- Born: Reginald Wailes 6 March 1901 Hadley Wood, Middlesex, England
- Died: 7 January 1986 (aged 84) Beaconsfield, Buckinghamshire, England
- Education: Oundle School
- Occupation: Mechanical engineer
- Employer(s): Robey & Co; George Wailes & Co.
- Known for: Building preservation,

= Rex Wailes =

English engineer and historian (1901–1986)

Reginald "Rex" Wailes OBE, FSA, F I Mech E (6 March 1901 – 7 January 1986) was an English engineer and historian who published widely on aspects of engineering history and industrial archaeology, particularly on windmills and watermills.

Wailes was born at Hadley Wood on 6 March 1901, the son of Reginald and Florence Wailes; his father was a mechanical engineer. He was educated at Oundle School before becoming an engineering apprentice at Robey's of Lincoln. In 1924 following his apprenticeship he joined the family firm of George Wailes & Company.

In 1923, while serving his apprenticeship with Robey & Co, an engineering firm in Lincoln, he was asked by the then president of the Newcomen Society to record windmills in Lincolnshire. At the time English windmills were rapidly falling into disuse and being demolished, and it was felt that some attempt should be made to record this vanishing aspect of the English countryside. In 1929 he was appointed technical adviser to the newly formed Windmill Section (now the Mills Section) of the Society for the Protection of Ancient Buildings. In this post he visited numerous mills in England and developed a reputation as the leading British authority on them, presenting more than thirty papers to the Newcomen Society on mill-related subjects.
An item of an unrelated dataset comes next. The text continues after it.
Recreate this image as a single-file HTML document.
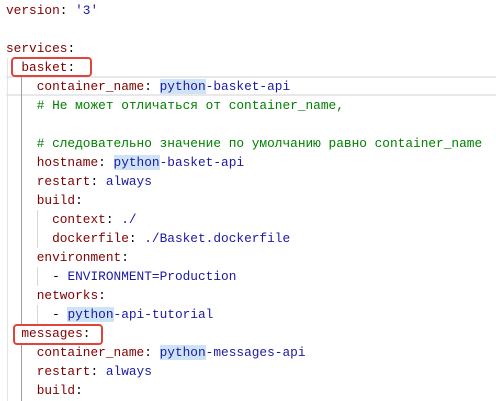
<!DOCTYPE html>
<html><head><meta charset="utf-8"><style>
html,body{margin:0;padding:0;background:#fff;width:496px;height:401px;overflow:hidden;position:relative}
.l{position:absolute;left:6px;height:19px;line-height:19px;font-family:"Liberation Mono",monospace;font-size:12.8px;white-space:pre;color:#000}
.k{color:#800000}.v{color:#1a1aa6}.c{color:#008000}.p{color:#000}
.h{background:#cfe3f7}
.g{position:absolute;width:1px}
.box{position:absolute;border:2px solid #e0443c;border-radius:4px}
.cur{position:absolute;left:6px;right:0;top:76px;height:16px;border-top:2px solid #e8e8e8;border-bottom:2px solid #e8e8e8}
</style></head><body>
<div class="cur"></div>
<div class="g" style="left:7px;top:58px;height:343px;background:#e4e4e4"></div>
<div class="g" style="left:21px;top:77px;height:248px;background:#a0a0a0"></div>
<div class="g" style="left:21px;top:343px;height:58px;background:#a0a0a0"></div>
<div class="g" style="left:37px;top:210px;height:38px;background:#d8d8d8"></div>
<div class="g" style="left:37px;top:267px;height:19px;background:#d8d8d8"></div>
<div class="g" style="left:37px;top:305px;height:19px;background:#d8d8d8"></div>
<div class="l" style="top:1px"><span class="k">version</span><span class="p">: </span><span class="v">'3'</span></div>
<div class="l" style="top:39px"><span class="k">services</span><span class="p">:</span></div>
<div class="l" style="top:58px">  <span class="k">basket</span><span class="p">:</span></div>
<div class="l" style="top:77px">    <span class="k">container_name</span><span class="p">: </span><span class="v"><span class="h">python</span>-basket-api</span></div>
<div class="l" style="top:96px">    <span class="c"># Не может отличаться от container_name,</span></div>
<div class="l" style="top:134px">    <span class="c"># следовательно значение по умолчанию равно container_name</span></div>
<div class="l" style="top:153px">    <span class="k">hostname</span><span class="p">: </span><span class="v"><span class="h">python</span>-basket-api</span></div>
<div class="l" style="top:172px">    <span class="k">restart</span><span class="p">: </span><span class="v">always</span></div>
<div class="l" style="top:191px">    <span class="k">build</span><span class="p">:</span></div>
<div class="l" style="top:210px">      <span class="k">context</span><span class="p">: </span><span class="v">./</span></div>
<div class="l" style="top:229px">      <span class="k">dockerfile</span><span class="p">: </span><span class="v">./Basket.dockerfile</span></div>
<div class="l" style="top:248px">    <span class="k">environment</span><span class="p">:</span></div>
<div class="l" style="top:267px">      <span class="p">- </span><span class="v">ENVIRONMENT=Production</span></div>
<div class="l" style="top:286px">    <span class="k">networks</span><span class="p">:</span></div>
<div class="l" style="top:305px">      <span class="p">- </span><span class="v"><span class="h">python</span>-api-tutorial</span></div>
<div class="l" style="top:324px">  <span class="k">messages</span><span class="p">:</span></div>
<div class="l" style="top:343px">    <span class="k">container_name</span><span class="p">: </span><span class="v"><span class="h">python</span>-messages-api</span></div>
<div class="l" style="top:362px">    <span class="k">restart</span><span class="p">: </span><span class="v">always</span></div>
<div class="l" style="top:381px">    <span class="k">build</span><span class="p">:</span></div>
<div class="box" style="left:11px;top:57px;width:77px;height:16px"></div>
<div class="box" style="left:13px;top:324px;width:86px;height:17px"></div>
</body></html>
He was also invited to report on mills overseas, notably in the United States, presenting a paper on the windmills of Long Island for the Society for the Preservation of New England Antiquities in 1935. He was also the consultant for the construction of Robertson's post mill at Colonial Williamsburg in the 1950s.

Books followed, the most notable of which were Windmills in England (1948) and The English Windmill (1954), the latter in particular being considered the classic work on the subject.

From 1963 to 1971 he was the lead consultant to the Industrial Monuments Survey then being undertaken by the Ministry of Works in an effort to identify historic industrial sites which were worthy of preservation under the Town and Country Planning Acts. In 1965 he represented United Kingdom at the first International Symposium of Molinology in Portugal. In the 1974 New Year Honours he was appointed an Officer of the Order of the British Empire (OBE) for services to industrial archaeology.

He served as president of the Newcomen Society, 1953 to 1955, and was elected as an honorary member in 1977.